- [The task] Look below and pull out each line with the word "page".

---------- Data excerpt ----------

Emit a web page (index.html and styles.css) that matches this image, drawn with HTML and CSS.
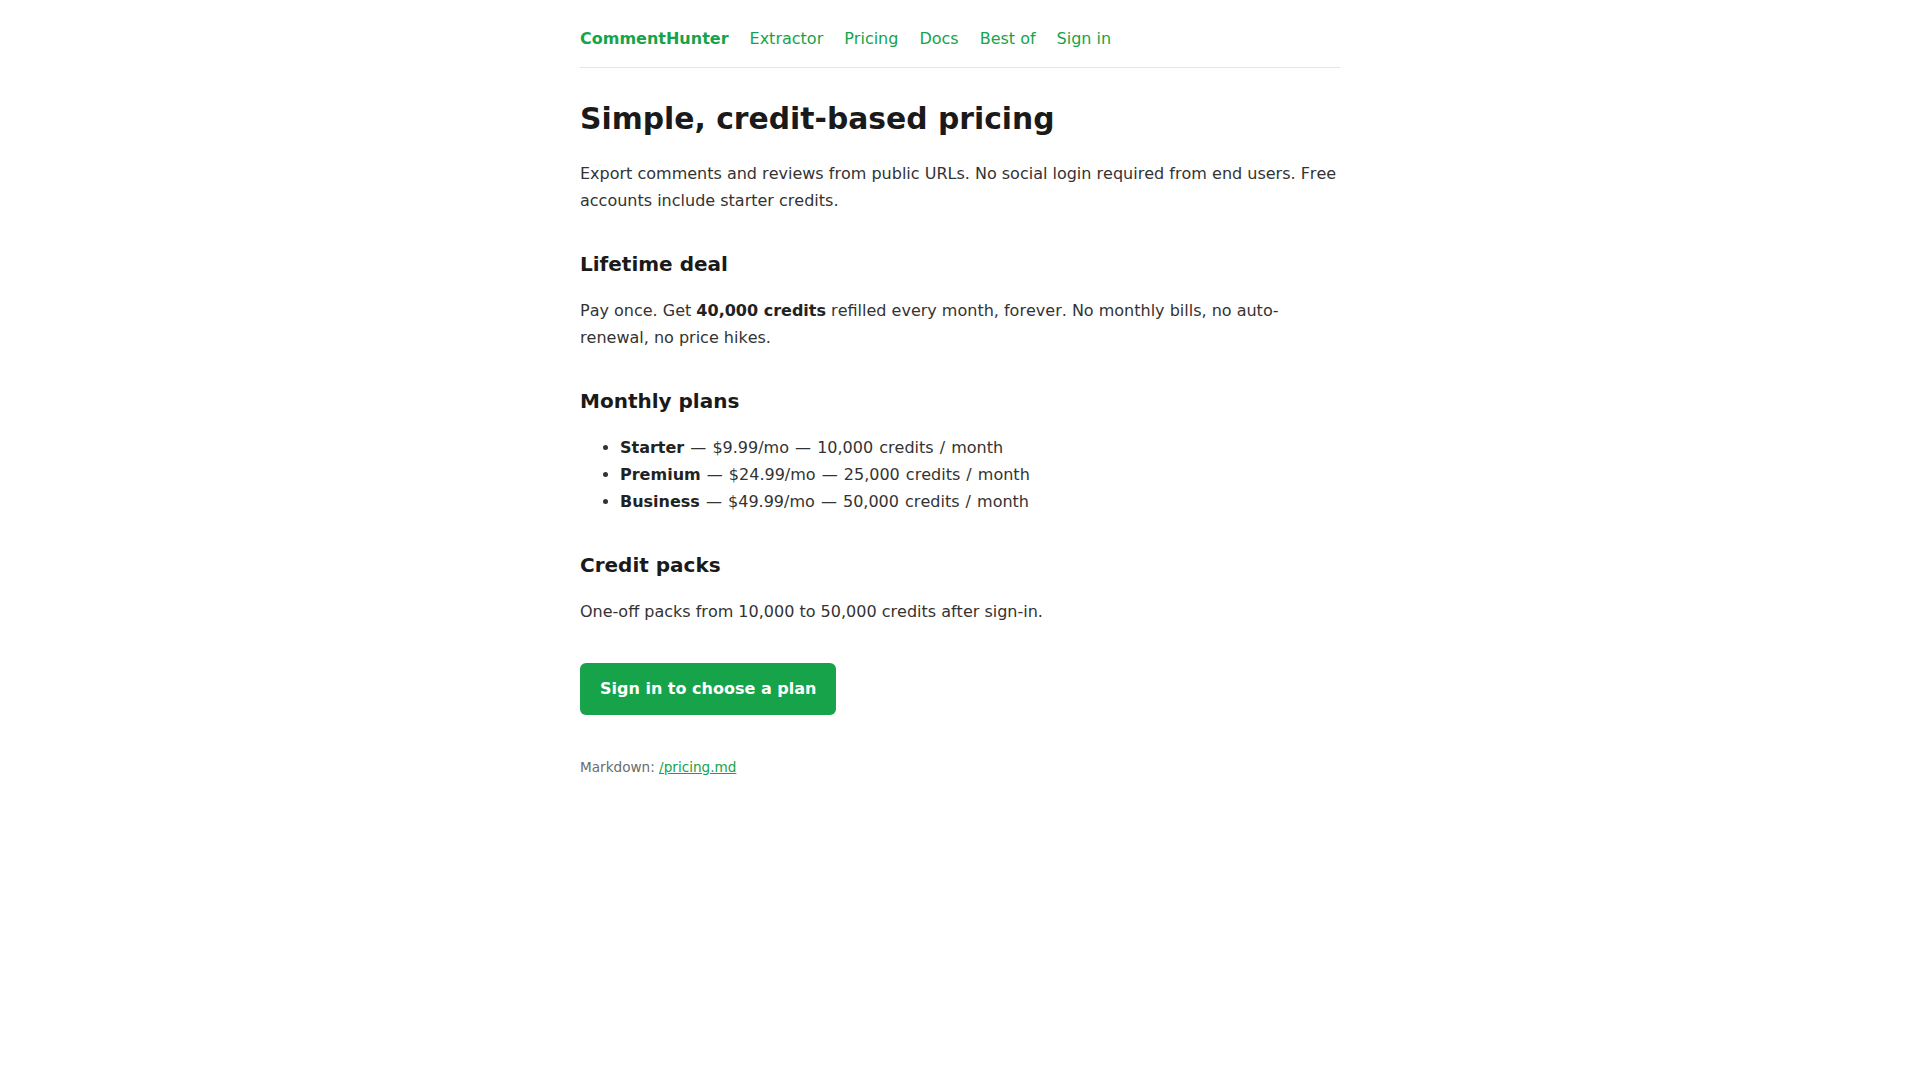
FILE: index.html
```html
<!DOCTYPE html>
<html lang="en">
<head>
<meta charset="utf-8">
<title>Pricing — CommentHunter</title>
<link rel="stylesheet" href="styles.css">
</head>
<body>
<div class="page">
  <nav class="nav">
    <a class="brand" href="#">CommentHunter</a>
    <a href="#">Extractor</a>
    <a href="#">Pricing</a>
    <a href="#">Docs</a>
    <a href="#">Best of</a>
    <a href="#">Sign in</a>
  </nav>
  <main>
    <h1>Simple, credit-based pricing</h1>
    <p>Export comments and reviews from public URLs. No social login required from end users. Free accounts include starter credits.</p>

    <h2>Lifetime deal</h2>
    <p>Pay once. Get <strong>40,000 credits</strong> refilled every month, forever. No monthly bills, no auto-renewal, no price hikes.</p>

    <h2>Monthly plans</h2>
    <ul class="plans">
      <li><strong>Starter</strong> — $9.99/mo — 10,000 credits / month</li>
      <li><strong>Premium</strong> — $24.99/mo — 25,000 credits / month</li>
      <li><strong>Business</strong> — $49.99/mo — 50,000 credits / month</li>
    </ul>

    <h2>Credit packs</h2>
    <p>One-off packs from 10,000 to 50,000 credits after sign-in.</p>

    <div class="cta"><a class="btn" href="#">Sign in to choose a plan</a></div>

    <p class="md">Markdown: <a href="#">/pricing.md</a></p>
  </main>
</div>
</body>
</html>
```

FILE: styles.css
```css
html, body {
  margin: 0;
  padding: 0;
  background: #ffffff;
}
body {
  font-family: "DejaVu Sans", sans-serif;
  font-size: 16px;
  line-height: 1.7;
  color: #333333;
  font-kerning: none;
}
.page {
  max-width: 760px;
  margin: 0 auto;
  padding: 25px 0 40px;
}
.nav {
  display: flex;
  gap: 21px;
  padding-bottom: 15px;
  border-bottom: 1px solid #e5e5e5;
  margin-bottom: 33px;
}
.nav a {
  color: #16a34a;
  text-decoration: none;
}
.nav .brand {
  font-weight: bold;
}
h1 {
  font-size: 29.8px;
  line-height: 1.2;
  color: #1a1a1a;
  margin: 0 0 23px;
}
h2 {
  font-size: 20px;
  line-height: 1.7;
  color: #1a1a1a;
  margin: 32.6px 0 16px;
}
p {
  margin: 0 0 16px;
}
strong {
  color: #222222;
}
.plans {
  margin: 0 0 16px;
  padding-left: 40px;
}
.plans li {
  word-spacing: 1px;
}
.cta {
  margin-top: 38px;
}
.btn {
  display: inline-block;
  background: #16a34a;
  color: #ffffff;
  font-weight: bold;
  line-height: 22px;
  padding: 15px 20px;
  border-radius: 6px;
  text-decoration: none;
}
.md {
  margin-top: 41px;
  font-size: 13.6px;
  color: #6b6b6b;
}
.md a {
  color: #16a34a;
}
```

----------

- [Exercise result]
Emit a web page (index.html and styles.css) that matches this image, drawn with HTML and CSS.
<div class="page">
.page {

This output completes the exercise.